Karl Barth (1886-1968) began pastoring in his native Switzerland in 1911, fresh from seminary education in Germany. He only had a few post-seminary years in the pulpit before the world war broke out, and he was famously not ready for it. When the 1914 pro-war declaration of the 93 intellectuals came out, he was devastated:
For me it was almost worse than the violation of Belgian neutrality. And to my dismay, among the signatories I discovered the names of almost all my German teachers… It was like the twilight of the gods when I saw the reaction of Harnack, Herrmann, Rade, Eucken and company to the new situation…
(This is taken from Eberhard Busch’s Karl Barth: His Life from Letters and Autobiographical Texts, p. 81). What was he to make of the signatures of all his professors on such a document? “To me they seemed to have been hopelessly compromised by what I regarded as their failure in the face of the ideology of war.” If they could support this, Barth concluded, then “their exegetical and dogmatic presuppositions could not be in order.” In other words, even though he couldn’t quite tell what had been wrong with his theological education in high German liberalism, he was forced to affirm that everything must be upside down or inside out; the whole thing must be profoundly misdirected if it could come to this. Eventually (read all about it in Busch) he traced the problem all the way back from the late 19th century (Harnack and all his co-signing company) to the very dawn of the 19th century: Barth came to see Schleiermacher himself as steering modern theology on to a path that led almost necessarily to such abominations.

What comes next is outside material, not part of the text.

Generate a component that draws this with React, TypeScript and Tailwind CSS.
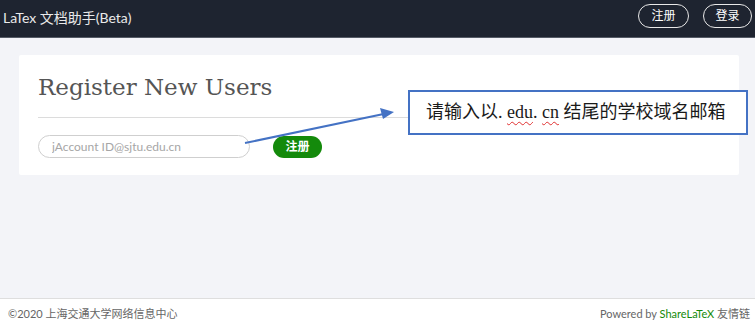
export default function App() {
  return (
    <div className="relative flex h-[330px] w-[755px] flex-col bg-[#f3f4f8] font-['Lato','Noto_Sans_CJK_SC',sans-serif]">
      <header className="flex h-[38px] items-center justify-between border-b border-[#555b66] bg-[#1e2430] pl-[3px] pr-[3px]">
        <span className="pb-[2px] text-[14px] text-[#eaeaea]">LaTex 文档助手(Beta)</span>
        <div className="flex gap-[14px] pb-[5px]">
          <button className="h-[24px] w-[51px] rounded-full border-[1.5px] border-[#e8e8e8] text-[12px] text-white">注册</button>
          <button className="h-[24px] w-[49px] rounded-full border-[1.5px] border-[#e8e8e8] text-[12px] text-white">登录</button>
        </div>
      </header>

      <main className="flex-1 px-[19px] pt-[17px]">
        <div className="w-[720px] rounded-[2px] bg-white px-[19px] pb-[17px] pt-[16px]">
          <h1 className="font-['DejaVu_Serif',serif] text-[23px] leading-[32px] text-[#555]">Register New Users</h1>
          <div className="mt-[14px] h-px bg-[#dcdcdc]" />
          <div className="mt-[17px] flex items-center gap-[23px]">
            <input
              placeholder="jAccount ID@sjtu.edu.cn"
              className="h-[23px] w-[212px] rounded-full border border-[#cfcfcf] px-[13px] text-[12px] text-[#555] outline-none placeholder:text-[#a6a6a6]"
            />
            <button className="h-[22px] w-[49px] rounded-full bg-[#148a0b] text-[12px] font-bold text-white">注册</button>
          </div>
        </div>
      </main>

      <footer className="flex h-[32px] items-center justify-between border-t border-[#dedede] bg-white pl-[8px] pr-[5px] text-[11px] text-[#666]">
        <span>©2020 上海交通大学网络信息中心</span>
        <span>
          Powered by <span className="text-[#138a07]">ShareLaTeX</span> 友情链
        </span>
      </footer>

      <svg className="absolute left-0 top-0" width="755" height="330">
        <line x1="245" y1="143" x2="386" y2="113.5" stroke="#4472c4" strokeWidth="2" />
        <polygon points="394,112 380,108 383,119" fill="#4472c4" />
      </svg>

      <div className="absolute left-[408px] top-[90px] flex h-[45px] w-[340px] items-center whitespace-pre border-2 border-[#4472c4] bg-white pl-[16px] font-['Liberation_Serif','Noto_Sans_CJK_SC',serif] text-[18px] text-[#1a1a1a]">
        请输入以. <span className="underline decoration-[#e03030] decoration-wavy decoration-[1px] underline-offset-[3px]">edu</span>. <span className="underline decoration-[#e03030] decoration-wavy decoration-[1px] underline-offset-[3px]">cn</span> 结尾的学校域名邮箱
      </div>
    </div>
  )
}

The story of how Barth and some other young theologians after the first world war came to discern a new path for European theology is a long one, and it takes place in a different world from R.A. Torrey’s editorials in the February 1918 issue of Biola’s King’s Business. Neo-Orthodoxy (to use the very outdated, even discredited, term for the movement Barth participated in) was not fundamentalism (to use the controversial term that would not yet solidify for almost a decade). The differences should be kept clearly in view to avoid any optical illusions suggesting that every course correction towards the Bible is the same thing. Barth, of course, would not have started out with “Evolution Discredited Again.” And Torrey would not have considered it earth-shaking or blasphemous to consider Schleiermacher a fountain of theological woes.
But R.A. Torrey and Karl Barth each recoiled instinctively when they read the manifesto of the 93 German intellectuals. Both were revolted to see the extent of the cultural captivity of high-placed Christian leaders in their times. For Barth it meant he would have to find his way, blindly at first, to something new. For Torrey it confirmed him in what he had been around the world teaching for decades, and it deepened his resistance to the liberal theological tradition. For both, in their own ways, it meant recommitting to hearing the word of God in Scripture alone.